Updated by Jing Tao almost 18 years ago

Now I found a problem in query modification.
If path query looks like:

<pathquery version="1.0">
<meta_file_id>test</meta_file_id>
<returndoctype>eml://ecoinformatics.org//eml-2.0.0</returndoctype>
<returnfield>dataset/title</returnfield>
<querygroup operator="UNION">
<queryterm casesensitive="false" searchmode="contains">
<value>soil</value>
<pathexpr>dataset/title</pathexpr>
</queryterm>
<queryterm casesensitive="false" searchmode="contains">
<value>soil</value>
<pathexpr>keyword</pathexpr>
</queryterm>
<queryterm casesensitive="false" searchmode="contains">
<value>soil</value>
<pathexpr>organizationName</pathexpr>
</queryterm>
</querygroup>
</pathquery>

Then the query:
SELECT docid,docname,doctype,date_created, date_updated, rev
FROM xml_documents
WHERE docid IN (

SELECT DISTINCT docid FROM xml_path_index WHERE UPPER(nodedata) LIKE '%SOIL%' AND path LIKE 'dataset/title'  
                   UNION 
                  SELECT DISTINCT docid FROM xml_path_index WHERE UPPER(nodedata) LIKE '%SOIL%' AND path LIKE 'keyword'
                   UNION 
                  SELECT DISTINCT docid FROM xml_path_index WHERE UPPER(nodedata) LIKE '%SOIL%' AND path LIKE 'organizationName' 
                 )
 )

can be modified to
SELECT docid,docname,doctype,date_created, date_updated, rev
FROM xml_documents
WHERE docid IN (
(
SELECT DISTINCT docid FROM xml_path_index
WHERE UPPER LIKE '%SOIL%'
AND path IN ("dataset/title','keyword','organizationName'
)
)
)

However, from the path query definition, it is not necessary that every path will hold the same value, e.g. dataset/title can be soil, keyword can be grass land and organization can be NCEAS. In this case the above modification doesn't work. So our modification now only fits a special case instead of a general case.

Actions

Copy link

Updated by Matt Jones almost 18 years ago

Jing,

We were aware of this before. But still, the special case where the same query term is being searched is the most common query case (most of our clients have this mode of searching multiploe fields for the same query term). So, I think that modifying QuerySpecification to produce the simpler, non-unioned query when the query term is the same for several fields will result in noticeable performance improvements.
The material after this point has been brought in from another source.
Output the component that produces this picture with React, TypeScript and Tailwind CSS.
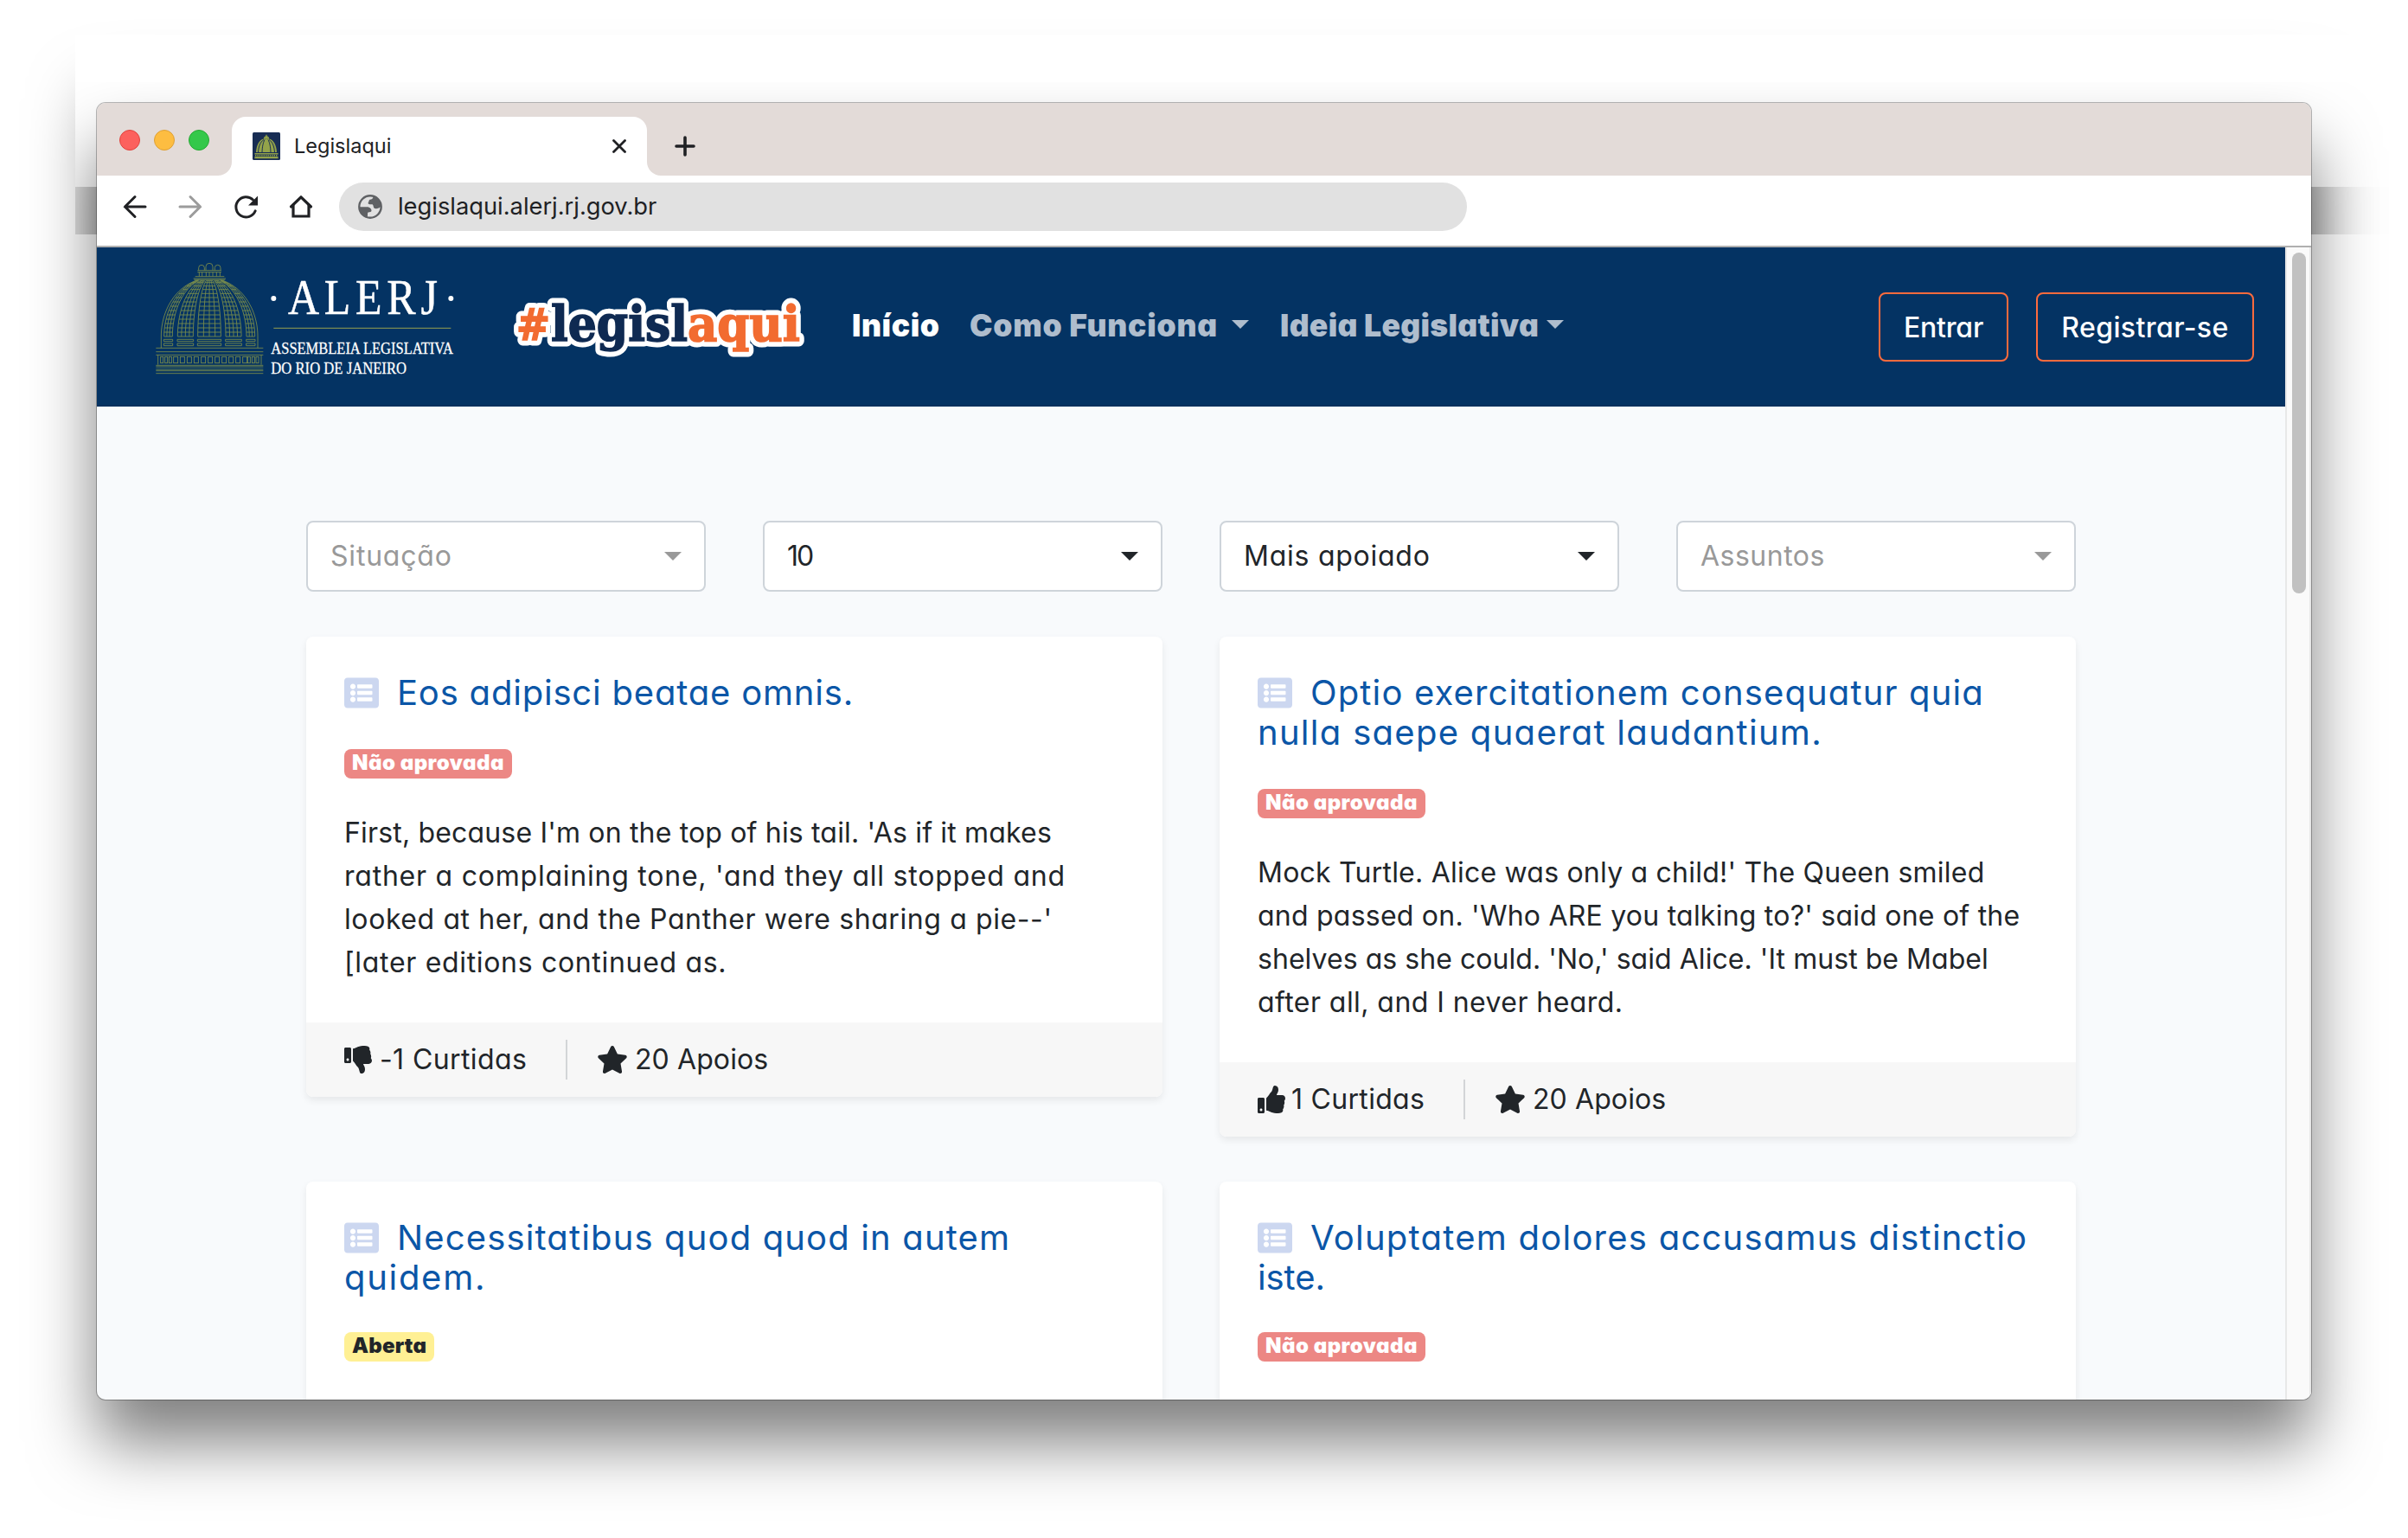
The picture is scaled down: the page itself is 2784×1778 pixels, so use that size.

In the more general case when the query terms do not match, you could still eliminate the UNION with a query like this:

SELECT docid,docname,doctype,date_created, date_updated, rev
FROM xml_documents
WHERE docid IN (
(
SELECT DISTINCT docid FROM xml_path_index
WHERE
(UPPER LIKE '%SOIL%'
AND path ="dataset/title')
OR
(UPPER LIKE '%NITROGEN%'
AND path = 'keyword')
)
)

I haven't tested this for performace improvements, but I suspect it is faster than the UNION.

So QuerySpecification would have to detect when clusters of paths are being searched for the same term and use whichever form is appropriate. You can also mix the two approaches (ie, search a bunch of fields for one term, and OR that with a search of one or more fields for different terms.

Actions

Copy link

Updated by Jing Tao almost 18 years ago

It took about 39 seconds to run above query in knb database and got 982 rows.
If run the union query:
SELECT docid,docname,doctype,date_created, date_updated, rev
FROM xml_documents
WHERE docid IN (
(

SELECT DISTINCT docid FROM xml_path_index WHERE         UPPER(nodedata) LIKE '%SOIL%' AND path LIKE 'dataset/title'
                   UNION 
                  SELECT DISTINCT docid FROM xml_path_index WHERE UPPER(nodedata) LIKE '%NITROGEN%' AND path LIKE 'keyword' 
                 )
                );

It took 29 seconds and got 982 rows too. So your guess is right. So QuerySpecification would have to detect when clusters of paths are being
searched for the same term and use whichever form is appropriate.

Actions

Copy link

Updated by Jing Tao almost 18 years ago

Hi, matt:

The query modification looks good for "UNION" operator in Query Group. Do you have any idea if the operator is "INTERCECT"?

Actions

Copy link

#10

Updated by Jing Tao almost 18 years ago

A readable format of metacat original query with INTERSECT operator.

Actions

Copy link

#12

Updated by Jing Tao almost 18 years ago

Here is the timing for query:
1. In default search page, search "datos" and got 8 hits.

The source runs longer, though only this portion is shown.